Holcim Launches Gender Diversity Programme to Get More Females in the Driver’s Seat (Women on Wheels) 

Holcim Launches Gender Diversity Programme to Get More Females in the Driver’s Seat (Women on Wheels) 

Holcim builds progress for people and the planet. And this includes our commitment to Diversity & Inclusion in our 120,000 strong truck driver force. 

Nothing prevents women from doing the job. Let’s fight the myth.  

As a global leader in innovative and sustainable building solutions, Holcim (IRF Member) employs around 70,000 people who are passionate about building progress across our 60 markets and four business segments: Cement, Ready-Mix Concrete, Aggregates, and Solutions & Products.

All that cement, concrete, aggregates, and building products have to be transported to reach their end-users. Third-party logistics providers fulfill 95% of our transport needs, employing around 120,000 predominantly male truck drivers.  

Within Holcim, the first initiative to encourage female drivers originated in 2018 in Uganda where a forward-looking country organisation wanted to establish a balanced driver workforce within its own newly established truck fleet. An added focus was placed on training, mentoring, and coaching as well as equal pay and treatment, good facilities and improved emergency response. 

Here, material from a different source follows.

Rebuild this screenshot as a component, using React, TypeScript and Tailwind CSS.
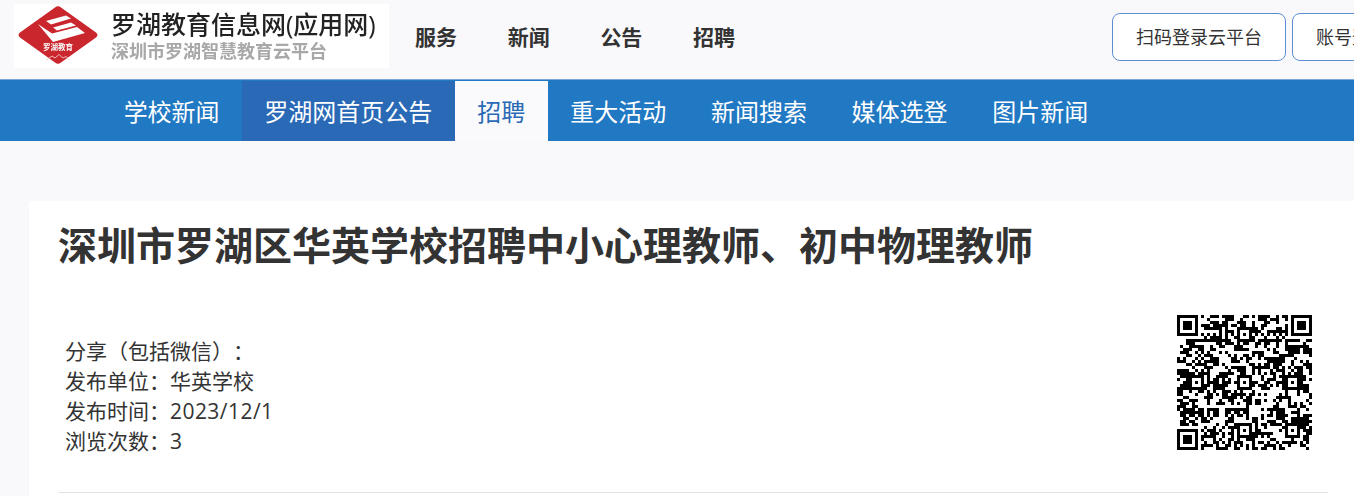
import React from "react";

const QR_SIZE = 45;

// reserved regions of a version 7 QR code, everything else gets filled with noise
const buildQr = (): boolean[][] => {
  const grid: boolean[][] = [];
  let seed = 20231201;
  const next = () => {
    seed = (seed * 1103515245 + 12345) & 0x7fffffff;
    return (seed >> 12) % 100;
  };
  for (let y = 0; y < QR_SIZE; y++) {
    const row: boolean[] = [];
    for (let x = 0; x < QR_SIZE; x++) {
      const left = x > 0 ? row[x - 1] : false;
      const up = y > 0 ? grid[y - 1][x] : false;
      const bias = 42 + (left ? 10 : 0) + (up ? 8 : 0);
      row.push(next() < bias);
    }
    grid.push(row);
  }

  const finder = (ox: number, oy: number) => {
    for (let y = -1; y <= 7; y++) {
      for (let x = -1; x <= 7; x++) {
        const gx = ox + x;
        const gy = oy + y;
        if (gx < 0 || gy < 0 || gx >= QR_SIZE || gy >= QR_SIZE) continue;
        const ring = x === 0 || x === 6 || y === 0 || y === 6;
        const inside = x >= 0 && x <= 6 && y >= 0 && y <= 6;
        const core = x >= 2 && x <= 4 && y >= 2 && y <= 4;
        grid[gy][gx] = inside && (ring || core);
      }
    }
  };
  finder(0, 0);
  finder(QR_SIZE - 7, 0);
  finder(0, QR_SIZE - 7);

  for (let i = 8; i < QR_SIZE - 8; i++) {
    grid[6][i] = i % 2 === 0;
    grid[i][6] = i % 2 === 0;
  }

  const align = (cx: number, cy: number) => {
    for (let y = -2; y <= 2; y++) {
      for (let x = -2; x <= 2; x++) {
        grid[cy + y][cx + x] = Math.max(Math.abs(x), Math.abs(y)) !== 1;
      }
    }
  };
  align(22, 6);
  align(6, 22);
  align(22, 22);
  align(38, 22);
  align(22, 38);
  align(38, 38);
  return grid;
};

const QrCode = () => {
  const grid = buildQr();
  return (
    <svg width={135} height={135} viewBox="0 0 45 45" shapeRendering="crispEdges" className="block">
      {grid.map((row, y) =>
        row.map((on, x) => (on ? <rect key={`${x}-${y}`} x={x} y={y} width={1} height={1} fill="#000" /> : null))
      )}
    </svg>
  );
};

const Logo = () => (
  <svg width={90} height={64} viewBox="14 4 90 64" className="block shrink-0">
    <path
      d="M55 7.5 Q58 5 61 7.5 L96 32.5 Q99 35 96 37.5 L61 62.5 Q58 65 55 62.5 L20 37.5 Q17 35 20 32.5 Z"
      fill="#c9262d"
    />
    <path d="M38 24 L52 33.5 L77 27 L85 33 L53 42 Z" fill="#fff" />
    <path d="M46 21 L66 15.5 L71 18.5 L51 24.5 Z" fill="#fff" />
    <path d="M53 27.5 L71 22.5 L76 25.5 L57 30.5 Z" fill="#fff" />
    <text x={58} y={49.5} textAnchor="middle" fontSize={7.5} fontWeight={700} fill="#fff">
      罗湖教育
    </text>
    <path d="M46 60 L52 56 L55 58 L59 54.5 L63 58 L66 56.5 L70 60" fill="none" stroke="#f3c9ca" strokeWidth={0.9} />
  </svg>
);

const topLinks = ["服务", "新闻", "公告", "招聘"];
const navItems = ["学校新闻", "罗湖网首页公告", "招聘", "重大活动", "新闻搜索", "媒体选登", "图片新闻"];

const App: React.FC = () => {
  return (
    <div className="h-[496px] w-full overflow-hidden bg-[#f9f9fb] font-['Open_Sans','Noto_Sans_CJK_SC',sans-serif] text-[#333] [text-spacing-trim:space-all]">
      <header className="flex h-[79px] items-start overflow-hidden pl-[14px]">
        <div className="mt-1 flex h-[64px] w-[375px] shrink-0 items-center bg-white blur-[0.4px]">
          <Logo />
          <div className="ml-[7px] flex flex-col">
            <span className="text-[25px] leading-[30px] font-medium whitespace-nowrap text-[#222]">罗湖教育信息网(应用网)</span>
            <span className="text-[18px] leading-[24px] font-bold whitespace-nowrap text-[#a8a8a8]">深圳市罗湖智慧教育云平台</span>
          </div>
        </div>
        <nav className="ml-[26px] flex h-[76px] shrink-0 items-center gap-[50.7px]">
          {topLinks.map((link) => (
            <a key={link} className="text-[21px] font-bold text-[#333]">
              {link}
            </a>
          ))}
        </nav>
        <div className="mt-[13px] ml-[376.9px] flex shrink-0 gap-[6px]">
          <button className="h-[48px] w-[174px] shrink-0 rounded-lg border border-[#5b8fd2] bg-white pt-px text-[18px]">扫码登录云平台</button>
          <button className="h-[48px] w-[174px] shrink-0 rounded-lg border border-[#5b8fd2] bg-white pt-px text-[18px]">账号登录云平台</button>
        </div>
      </header>
      <div className="h-px bg-[#76a9d8]" />
      <nav className="flex h-[61px] items-end bg-[#2178c3] pl-[101.3px]">
        {navItems.map((item) => {
          const isHover = item === "罗湖网首页公告";
          const isActive = item === "招聘";
          return (
            <a
              key={item}
              className={
                isActive
                  ? "flex h-[60px] w-[93.3px] items-center justify-center bg-[#fafafc] pt-px text-[24px] text-[#2a69b6]"
                  : isHover
                    ? "flex h-[60px] items-center bg-[#2a69b6] px-[22.33px] pt-px text-[24px] text-white"
                    : "flex h-[60px] items-center px-[22.33px] pt-px text-[24px] text-white"
              }
            >
              {item}
            </a>
          );
        })}
      </nav>
      <main className="mt-[60px] ml-[29px] w-[1328px] rounded bg-white px-[29px] pb-10">
        <h1 className="text-[39px] leading-[88px] font-bold whitespace-nowrap text-[#333]">
          深圳市罗湖区华英学校招聘中小心理教师、初中物理教师
        </h1>
        <div className="flex h-[203px] items-start justify-between">
          <div className="mt-[47px] ml-[7px] text-[21px] leading-[30px] text-[#333]">
            <p>分享（包括微信）：</p>
            <p>发布单位：华英学校</p>
            <p>
              发布时间：<span className="tracking-[0.45px]">2023/12/1</span>
            </p>
            <p>浏览次数：3</p>
          </div>
          <div className="mt-[26px] mr-[16px]">
            <QrCode />
          </div>
        </div>
        <hr className="border-t border-[#e2e2e4]" />
      </main>
    </div>
  );
};

export default App;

Drivers’ performance is measured according to global KPIs for speed, hours of service, harsh braking, and accelerating using an in-Vehicle Monitoring System. Using this data, the benefits of the original programme in Uganda are remarkable: 

  • 7% increase in safe km driven 
  • 6% more mileage per liter of fuel compared to their male counterparts 
  • 12% improvement in fleet turnaround time 
  • 15% lower vehicle maintenance costs 
  • Improved customer relations 

Astrid van der Burgt, the Head of Road Safety at Holcim says: “The programme changed the narrative in the country, showing that women drive trucks just as well as men. Women are empowered to change the perspective and culture in the country, and our colleagues in Uganda are justifiably proud of this.” 

The global framework released on International Women’s Day emphasizes the importance of good preparation for such a programme. Some of the issues to resolve before even thinking about recruiting women are safety (e.g., safe parking areas or rest houses with decent and hygienic facilities, emergency response in case of an emergency), a good work/life balance (especially for night trips), and vehicle suitability (e.g. ability to adjust sufficiently the height of the seat, the steering wheel or the gear shift). 

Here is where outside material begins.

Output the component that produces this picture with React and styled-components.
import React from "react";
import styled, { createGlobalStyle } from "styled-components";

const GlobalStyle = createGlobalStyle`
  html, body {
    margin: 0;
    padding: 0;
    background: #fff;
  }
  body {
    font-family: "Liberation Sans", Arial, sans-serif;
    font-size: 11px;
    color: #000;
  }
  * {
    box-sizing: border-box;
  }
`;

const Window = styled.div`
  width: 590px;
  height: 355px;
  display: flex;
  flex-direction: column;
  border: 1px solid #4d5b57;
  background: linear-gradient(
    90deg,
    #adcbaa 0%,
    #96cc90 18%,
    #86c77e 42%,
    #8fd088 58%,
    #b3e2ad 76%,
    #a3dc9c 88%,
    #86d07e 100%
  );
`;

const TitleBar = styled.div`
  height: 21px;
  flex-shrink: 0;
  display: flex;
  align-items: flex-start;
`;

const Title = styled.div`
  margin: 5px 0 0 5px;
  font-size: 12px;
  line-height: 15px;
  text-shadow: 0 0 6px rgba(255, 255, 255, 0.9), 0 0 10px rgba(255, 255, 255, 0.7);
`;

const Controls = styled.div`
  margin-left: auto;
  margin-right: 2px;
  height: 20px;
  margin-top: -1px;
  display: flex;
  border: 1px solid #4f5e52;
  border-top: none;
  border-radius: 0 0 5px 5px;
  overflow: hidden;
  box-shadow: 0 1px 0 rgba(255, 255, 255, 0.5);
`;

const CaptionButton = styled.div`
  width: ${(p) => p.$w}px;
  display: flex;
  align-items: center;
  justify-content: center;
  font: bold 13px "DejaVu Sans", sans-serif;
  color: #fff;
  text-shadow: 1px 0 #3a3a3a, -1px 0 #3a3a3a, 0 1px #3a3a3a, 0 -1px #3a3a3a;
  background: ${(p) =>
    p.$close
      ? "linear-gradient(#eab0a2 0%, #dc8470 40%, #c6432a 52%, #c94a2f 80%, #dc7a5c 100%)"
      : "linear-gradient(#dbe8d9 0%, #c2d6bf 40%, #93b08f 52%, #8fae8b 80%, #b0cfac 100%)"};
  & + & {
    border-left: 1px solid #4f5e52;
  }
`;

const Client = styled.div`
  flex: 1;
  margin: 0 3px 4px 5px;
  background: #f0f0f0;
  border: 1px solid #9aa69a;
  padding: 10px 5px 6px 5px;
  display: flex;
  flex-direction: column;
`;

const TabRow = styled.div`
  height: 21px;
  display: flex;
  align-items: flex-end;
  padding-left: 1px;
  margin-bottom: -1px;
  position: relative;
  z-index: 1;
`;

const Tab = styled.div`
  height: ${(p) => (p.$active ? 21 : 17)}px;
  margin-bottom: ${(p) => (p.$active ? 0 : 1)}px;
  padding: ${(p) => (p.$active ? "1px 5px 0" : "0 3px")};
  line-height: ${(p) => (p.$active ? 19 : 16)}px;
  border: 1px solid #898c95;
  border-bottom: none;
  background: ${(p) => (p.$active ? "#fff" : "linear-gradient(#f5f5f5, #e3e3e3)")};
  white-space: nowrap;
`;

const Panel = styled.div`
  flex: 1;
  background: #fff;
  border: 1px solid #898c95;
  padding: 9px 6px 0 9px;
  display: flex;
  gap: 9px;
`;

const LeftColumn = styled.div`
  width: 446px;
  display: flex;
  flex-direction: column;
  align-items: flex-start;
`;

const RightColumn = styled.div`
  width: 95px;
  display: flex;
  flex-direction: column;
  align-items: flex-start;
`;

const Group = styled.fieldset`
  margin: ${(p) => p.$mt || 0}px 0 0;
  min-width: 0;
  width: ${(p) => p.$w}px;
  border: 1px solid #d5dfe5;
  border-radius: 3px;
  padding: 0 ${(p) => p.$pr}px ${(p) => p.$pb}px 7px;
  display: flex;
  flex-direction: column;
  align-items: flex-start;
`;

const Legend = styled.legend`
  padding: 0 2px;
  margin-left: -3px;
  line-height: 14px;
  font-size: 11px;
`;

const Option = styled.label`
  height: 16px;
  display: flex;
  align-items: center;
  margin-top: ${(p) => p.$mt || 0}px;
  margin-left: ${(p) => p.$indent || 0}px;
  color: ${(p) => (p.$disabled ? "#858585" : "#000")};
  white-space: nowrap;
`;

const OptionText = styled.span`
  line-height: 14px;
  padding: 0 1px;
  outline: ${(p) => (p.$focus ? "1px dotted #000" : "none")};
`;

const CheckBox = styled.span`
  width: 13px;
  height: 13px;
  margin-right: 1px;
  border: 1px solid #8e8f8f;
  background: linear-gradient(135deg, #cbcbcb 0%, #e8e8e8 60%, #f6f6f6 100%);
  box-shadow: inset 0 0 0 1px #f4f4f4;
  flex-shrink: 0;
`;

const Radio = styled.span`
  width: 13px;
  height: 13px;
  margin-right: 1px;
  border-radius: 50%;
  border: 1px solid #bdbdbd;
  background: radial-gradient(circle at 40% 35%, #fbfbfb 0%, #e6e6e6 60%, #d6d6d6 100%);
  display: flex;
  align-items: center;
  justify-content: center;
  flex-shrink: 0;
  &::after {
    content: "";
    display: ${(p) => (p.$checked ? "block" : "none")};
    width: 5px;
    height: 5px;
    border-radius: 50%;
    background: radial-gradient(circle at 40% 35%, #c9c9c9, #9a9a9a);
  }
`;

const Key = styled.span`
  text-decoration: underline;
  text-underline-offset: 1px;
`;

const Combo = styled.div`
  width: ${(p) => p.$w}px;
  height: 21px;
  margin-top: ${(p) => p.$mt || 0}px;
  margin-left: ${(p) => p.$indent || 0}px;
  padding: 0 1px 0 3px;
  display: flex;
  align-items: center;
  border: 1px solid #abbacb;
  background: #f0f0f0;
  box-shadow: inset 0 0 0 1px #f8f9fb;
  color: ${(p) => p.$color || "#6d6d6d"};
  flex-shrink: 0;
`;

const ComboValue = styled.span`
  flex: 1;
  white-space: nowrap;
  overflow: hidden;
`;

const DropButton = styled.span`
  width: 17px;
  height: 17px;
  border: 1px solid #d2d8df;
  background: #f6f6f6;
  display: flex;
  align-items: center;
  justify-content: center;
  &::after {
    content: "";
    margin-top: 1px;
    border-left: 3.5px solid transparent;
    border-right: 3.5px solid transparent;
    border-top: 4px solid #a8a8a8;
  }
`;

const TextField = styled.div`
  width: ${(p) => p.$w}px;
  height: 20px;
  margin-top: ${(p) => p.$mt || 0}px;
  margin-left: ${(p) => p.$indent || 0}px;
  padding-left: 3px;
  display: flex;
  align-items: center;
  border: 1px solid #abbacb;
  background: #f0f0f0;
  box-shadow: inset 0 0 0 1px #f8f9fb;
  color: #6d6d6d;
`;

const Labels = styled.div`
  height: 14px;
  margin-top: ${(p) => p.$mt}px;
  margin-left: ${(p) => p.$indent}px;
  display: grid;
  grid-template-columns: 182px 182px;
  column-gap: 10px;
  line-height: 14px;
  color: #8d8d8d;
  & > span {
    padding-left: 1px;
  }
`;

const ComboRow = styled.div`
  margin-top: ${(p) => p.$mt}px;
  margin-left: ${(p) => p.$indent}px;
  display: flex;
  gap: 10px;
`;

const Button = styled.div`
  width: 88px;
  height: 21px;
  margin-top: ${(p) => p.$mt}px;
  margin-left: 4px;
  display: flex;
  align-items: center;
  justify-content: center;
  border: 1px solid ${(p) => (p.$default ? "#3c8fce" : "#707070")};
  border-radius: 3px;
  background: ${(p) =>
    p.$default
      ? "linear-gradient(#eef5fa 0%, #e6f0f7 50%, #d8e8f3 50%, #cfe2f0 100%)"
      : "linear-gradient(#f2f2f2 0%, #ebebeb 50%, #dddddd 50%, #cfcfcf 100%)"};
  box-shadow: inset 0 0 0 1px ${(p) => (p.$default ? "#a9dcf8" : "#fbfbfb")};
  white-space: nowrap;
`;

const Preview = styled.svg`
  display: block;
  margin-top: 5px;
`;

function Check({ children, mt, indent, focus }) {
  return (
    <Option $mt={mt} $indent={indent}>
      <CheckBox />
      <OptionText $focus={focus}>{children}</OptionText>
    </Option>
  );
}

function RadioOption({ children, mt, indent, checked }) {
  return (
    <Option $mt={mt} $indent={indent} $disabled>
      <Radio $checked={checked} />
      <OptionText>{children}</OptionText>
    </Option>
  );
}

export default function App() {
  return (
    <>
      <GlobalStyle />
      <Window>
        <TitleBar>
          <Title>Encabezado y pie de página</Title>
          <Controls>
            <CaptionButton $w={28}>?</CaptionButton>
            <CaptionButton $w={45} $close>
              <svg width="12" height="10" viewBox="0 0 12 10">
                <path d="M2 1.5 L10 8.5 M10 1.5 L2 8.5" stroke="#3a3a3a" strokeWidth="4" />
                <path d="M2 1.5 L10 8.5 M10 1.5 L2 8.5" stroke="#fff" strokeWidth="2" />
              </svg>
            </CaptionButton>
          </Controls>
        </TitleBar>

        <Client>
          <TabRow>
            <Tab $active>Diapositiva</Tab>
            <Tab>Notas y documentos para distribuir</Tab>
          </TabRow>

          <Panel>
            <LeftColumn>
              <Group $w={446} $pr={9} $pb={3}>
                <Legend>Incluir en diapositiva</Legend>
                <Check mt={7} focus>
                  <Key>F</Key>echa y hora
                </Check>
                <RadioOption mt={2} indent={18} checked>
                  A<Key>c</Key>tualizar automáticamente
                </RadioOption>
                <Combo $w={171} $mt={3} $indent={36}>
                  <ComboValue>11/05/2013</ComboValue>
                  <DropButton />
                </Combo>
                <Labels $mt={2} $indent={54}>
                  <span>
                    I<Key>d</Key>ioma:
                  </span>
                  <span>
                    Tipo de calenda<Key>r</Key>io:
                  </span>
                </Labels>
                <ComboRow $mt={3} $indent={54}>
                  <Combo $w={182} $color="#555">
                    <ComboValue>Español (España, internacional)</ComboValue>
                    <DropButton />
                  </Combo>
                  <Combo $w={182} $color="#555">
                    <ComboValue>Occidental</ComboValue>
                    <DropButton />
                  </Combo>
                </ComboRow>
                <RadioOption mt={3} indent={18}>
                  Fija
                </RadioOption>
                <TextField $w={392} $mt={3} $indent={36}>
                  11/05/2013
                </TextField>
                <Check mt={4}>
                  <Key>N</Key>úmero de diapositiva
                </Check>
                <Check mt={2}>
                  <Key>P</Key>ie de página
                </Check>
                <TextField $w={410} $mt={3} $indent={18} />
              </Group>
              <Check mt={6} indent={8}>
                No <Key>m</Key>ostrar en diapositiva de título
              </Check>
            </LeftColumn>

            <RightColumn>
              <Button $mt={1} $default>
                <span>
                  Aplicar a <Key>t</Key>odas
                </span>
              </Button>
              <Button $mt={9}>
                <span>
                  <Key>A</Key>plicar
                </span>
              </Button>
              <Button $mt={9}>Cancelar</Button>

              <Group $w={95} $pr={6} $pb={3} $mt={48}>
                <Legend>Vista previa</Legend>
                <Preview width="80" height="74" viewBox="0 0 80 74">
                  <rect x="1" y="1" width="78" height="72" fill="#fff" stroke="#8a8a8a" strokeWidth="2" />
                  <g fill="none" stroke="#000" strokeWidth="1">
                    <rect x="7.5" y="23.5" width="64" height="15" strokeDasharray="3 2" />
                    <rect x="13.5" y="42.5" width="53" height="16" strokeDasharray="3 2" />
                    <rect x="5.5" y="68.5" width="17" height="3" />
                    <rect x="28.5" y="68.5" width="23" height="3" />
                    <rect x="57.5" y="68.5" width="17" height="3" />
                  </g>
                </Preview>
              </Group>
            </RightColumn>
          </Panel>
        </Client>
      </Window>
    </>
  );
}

In an effort to reach as many women as possible and to give them the confidence these are trustworthy schemes, the Holcim Women on Wheels national programmes proactively seek to build partnerships with transporters, training organisations, vehicle manufacturers, trade associations, or other umbrella organisations and organisations which will lend credibilities such as a transport safety authority or a national occupational safety service. 

Since the original initiative in Uganda, South Africa, Kenya, Nigeria, Kenya, Mexico, and the USA have all developed their own programmes. Over 150 additional female drivers have joined their ranks as part of these programmes.   

Why do female drivers make good business sense? 

  • There is a global shortage of truck drivers. 
  • Women appear to be, on average, safer drivers than men. 
  • Early analysis indicates that female driving habits can contribute to improved fuel consumption, less maintenance, and less vehicle wear and tear, saving expenditures in the long term. 

All countries in the Holcim Group are encouraged to copy this initiative in 2022. The mantra? Together, let’s encourage diversity amongst our drivers.